#### Given request:
Give the listing again character for character, but drop the images.
[Given material start]
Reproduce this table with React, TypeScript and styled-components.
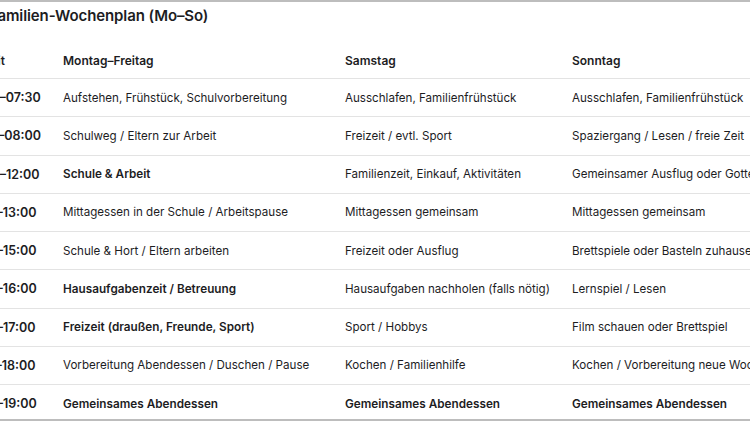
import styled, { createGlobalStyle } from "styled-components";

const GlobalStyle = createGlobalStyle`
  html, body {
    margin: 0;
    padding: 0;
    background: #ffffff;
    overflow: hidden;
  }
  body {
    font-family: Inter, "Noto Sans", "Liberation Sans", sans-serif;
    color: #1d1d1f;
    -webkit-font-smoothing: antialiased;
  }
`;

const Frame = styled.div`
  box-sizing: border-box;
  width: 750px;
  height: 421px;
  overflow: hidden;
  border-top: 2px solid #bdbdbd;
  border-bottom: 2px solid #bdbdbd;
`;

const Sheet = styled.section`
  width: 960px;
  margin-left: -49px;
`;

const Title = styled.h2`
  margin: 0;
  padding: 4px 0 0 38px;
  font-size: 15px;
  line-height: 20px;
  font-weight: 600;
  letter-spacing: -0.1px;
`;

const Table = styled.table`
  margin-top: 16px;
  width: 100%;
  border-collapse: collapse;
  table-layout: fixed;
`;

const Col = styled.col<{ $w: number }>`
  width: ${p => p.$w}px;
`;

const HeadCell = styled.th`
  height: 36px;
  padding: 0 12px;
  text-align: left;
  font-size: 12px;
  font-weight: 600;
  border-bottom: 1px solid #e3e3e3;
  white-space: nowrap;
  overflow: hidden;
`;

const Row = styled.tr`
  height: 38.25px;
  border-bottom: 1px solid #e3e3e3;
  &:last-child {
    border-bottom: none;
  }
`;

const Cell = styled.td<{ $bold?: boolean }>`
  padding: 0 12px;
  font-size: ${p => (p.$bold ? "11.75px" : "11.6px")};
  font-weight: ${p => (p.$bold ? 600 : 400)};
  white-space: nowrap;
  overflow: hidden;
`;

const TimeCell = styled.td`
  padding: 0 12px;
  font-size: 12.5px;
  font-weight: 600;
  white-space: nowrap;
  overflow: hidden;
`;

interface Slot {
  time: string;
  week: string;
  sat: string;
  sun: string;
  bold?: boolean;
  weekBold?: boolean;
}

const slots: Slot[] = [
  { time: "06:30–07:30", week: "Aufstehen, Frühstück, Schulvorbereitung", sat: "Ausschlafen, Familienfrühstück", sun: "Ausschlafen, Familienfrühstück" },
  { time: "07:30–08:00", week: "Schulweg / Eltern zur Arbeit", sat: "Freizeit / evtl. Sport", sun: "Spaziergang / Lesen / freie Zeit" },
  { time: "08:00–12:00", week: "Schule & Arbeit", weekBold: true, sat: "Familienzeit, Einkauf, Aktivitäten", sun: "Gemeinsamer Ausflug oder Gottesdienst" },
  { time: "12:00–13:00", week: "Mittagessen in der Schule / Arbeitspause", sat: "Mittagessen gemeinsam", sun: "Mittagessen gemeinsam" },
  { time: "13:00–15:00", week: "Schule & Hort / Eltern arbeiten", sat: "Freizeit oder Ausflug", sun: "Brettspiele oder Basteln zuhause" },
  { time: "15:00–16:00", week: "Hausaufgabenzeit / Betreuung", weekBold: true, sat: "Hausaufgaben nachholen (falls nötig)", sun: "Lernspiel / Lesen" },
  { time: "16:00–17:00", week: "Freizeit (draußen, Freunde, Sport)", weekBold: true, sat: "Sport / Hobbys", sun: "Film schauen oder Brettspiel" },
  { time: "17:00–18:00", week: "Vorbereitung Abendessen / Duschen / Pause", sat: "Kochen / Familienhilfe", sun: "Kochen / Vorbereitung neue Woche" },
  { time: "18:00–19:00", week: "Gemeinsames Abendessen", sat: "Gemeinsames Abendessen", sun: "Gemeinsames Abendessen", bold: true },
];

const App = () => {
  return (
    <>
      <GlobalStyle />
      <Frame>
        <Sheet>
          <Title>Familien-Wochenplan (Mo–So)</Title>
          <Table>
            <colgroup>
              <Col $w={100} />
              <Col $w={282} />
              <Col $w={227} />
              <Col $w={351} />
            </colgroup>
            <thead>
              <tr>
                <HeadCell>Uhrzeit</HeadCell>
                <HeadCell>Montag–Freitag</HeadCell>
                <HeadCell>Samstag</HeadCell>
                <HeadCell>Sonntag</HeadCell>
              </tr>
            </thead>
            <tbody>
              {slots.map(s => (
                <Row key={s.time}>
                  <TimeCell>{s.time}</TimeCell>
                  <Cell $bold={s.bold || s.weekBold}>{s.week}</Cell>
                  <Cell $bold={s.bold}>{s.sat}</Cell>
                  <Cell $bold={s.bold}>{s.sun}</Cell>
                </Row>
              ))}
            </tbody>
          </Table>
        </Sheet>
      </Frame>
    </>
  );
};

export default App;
[Given material end]
#### Solution to this exercise:
Reproduce this table with React, TypeScript and styled-components.
import styled, { createGlobalStyle } from "styled-components";

const GlobalStyle = createGlobalStyle`
  html, body {
    margin: 0;
    padding: 0;
    background: #ffffff;
    overflow: hidden;
  }
  body {
    font-family: Inter, "Noto Sans", "Liberation Sans", sans-serif;
    color: #1d1d1f;
    -webkit-font-smoothing: antialiased;
  }
`;

const Frame = styled.div`
  box-sizing: border-box;
  width: 750px;
  height: 421px;
  overflow: hidden;
  border-top: 2px solid #bdbdbd;
  border-bottom: 2px solid #bdbdbd;
`;

const Sheet = styled.section`
  width: 960px;
  margin-left: -49px;
`;

const Title = styled.h2`
  margin: 0;
  padding: 4px 0 0 38px;
  font-size: 15px;
  line-height: 20px;
  font-weight: 600;
  letter-spacing: -0.1px;
`;

const Table = styled.table`
  margin-top: 16px;
  width: 100%;
  border-collapse: collapse;
  table-layout: fixed;
`;

const Col = styled.col<{ $w: number }>`
  width: ${p => p.$w}px;
`;

const HeadCell = styled.th`
  height: 36px;
  padding: 0 12px;
  text-align: left;
  font-size: 12px;
  font-weight: 600;
  border-bottom: 1px solid #e3e3e3;
  white-space: nowrap;
  overflow: hidden;
`;

const Row = styled.tr`
  height: 38.25px;
  border-bottom: 1px solid #e3e3e3;
  &:last-child {
    border-bottom: none;
  }
`;

const Cell = styled.td<{ $bold?: boolean }>`
  padding: 0 12px;
  font-size: ${p => (p.$bold ? "11.75px" : "11.6px")};
  font-weight: ${p => (p.$bold ? 600 : 400)};
  white-space: nowrap;
  overflow: hidden;
`;

const TimeCell = styled.td`
  padding: 0 12px;
  font-size: 12.5px;
  font-weight: 600;
  white-space: nowrap;
  overflow: hidden;
`;

interface Slot {
  time: string;
  week: string;
  sat: string;
  sun: string;
  bold?: boolean;
  weekBold?: boolean;
}

const slots: Slot[] = [
  { time: "06:30–07:30", week: "Aufstehen, Frühstück, Schulvorbereitung", sat: "Ausschlafen, Familienfrühstück", sun: "Ausschlafen, Familienfrühstück" },
  { time: "07:30–08:00", week: "Schulweg / Eltern zur Arbeit", sat: "Freizeit / evtl. Sport", sun: "Spaziergang / Lesen / freie Zeit" },
  { time: "08:00–12:00", week: "Schule & Arbeit", weekBold: true, sat: "Familienzeit, Einkauf, Aktivitäten", sun: "Gemeinsamer Ausflug oder Gottesdienst" },
  { time: "12:00–13:00", week: "Mittagessen in der Schule / Arbeitspause", sat: "Mittagessen gemeinsam", sun: "Mittagessen gemeinsam" },
  { time: "13:00–15:00", week: "Schule & Hort / Eltern arbeiten", sat: "Freizeit oder Ausflug", sun: "Brettspiele oder Basteln zuhause" },
  { time: "15:00–16:00", week: "Hausaufgabenzeit / Betreuung", weekBold: true, sat: "Hausaufgaben nachholen (falls nötig)", sun: "Lernspiel / Lesen" },
  { time: "16:00–17:00", week: "Freizeit (draußen, Freunde, Sport)", weekBold: true, sat: "Sport / Hobbys", sun: "Film schauen oder Brettspiel" },
  { time: "17:00–18:00", week: "Vorbereitung Abendessen / Duschen / Pause", sat: "Kochen / Familienhilfe", sun: "Kochen / Vorbereitung neue Woche" },
  { time: "18:00–19:00", week: "Gemeinsames Abendessen", sat: "Gemeinsames Abendessen", sun: "Gemeinsames Abendessen", bold: true },
];

const App = () => {
  return (
    <>
      <GlobalStyle />
      <Frame>
        <Sheet>
          <Title>Familien-Wochenplan (Mo–So)</Title>
          <Table>
            <colgroup>
              <Col $w={100} />
              <Col $w={282} />
              <Col $w={227} />
              <Col $w={351} />
            </colgroup>
            <thead>
              <tr>
                <HeadCell>Uhrzeit</HeadCell>
                <HeadCell>Montag–Freitag</HeadCell>
                <HeadCell>Samstag</HeadCell>
                <HeadCell>Sonntag</HeadCell>
              </tr>
            </thead>
            <tbody>
              {slots.map(s => (
                <Row key={s.time}>
                  <TimeCell>{s.time}</TimeCell>
                  <Cell $bold={s.bold || s.weekBold}>{s.week}</Cell>
                  <Cell $bold={s.bold}>{s.sat}</Cell>
                  <Cell $bold={s.bold}>{s.sun}</Cell>
                </Row>
              ))}
            </tbody>
          </Table>
        </Sheet>
      </Frame>
    </>
  );
};

export default App;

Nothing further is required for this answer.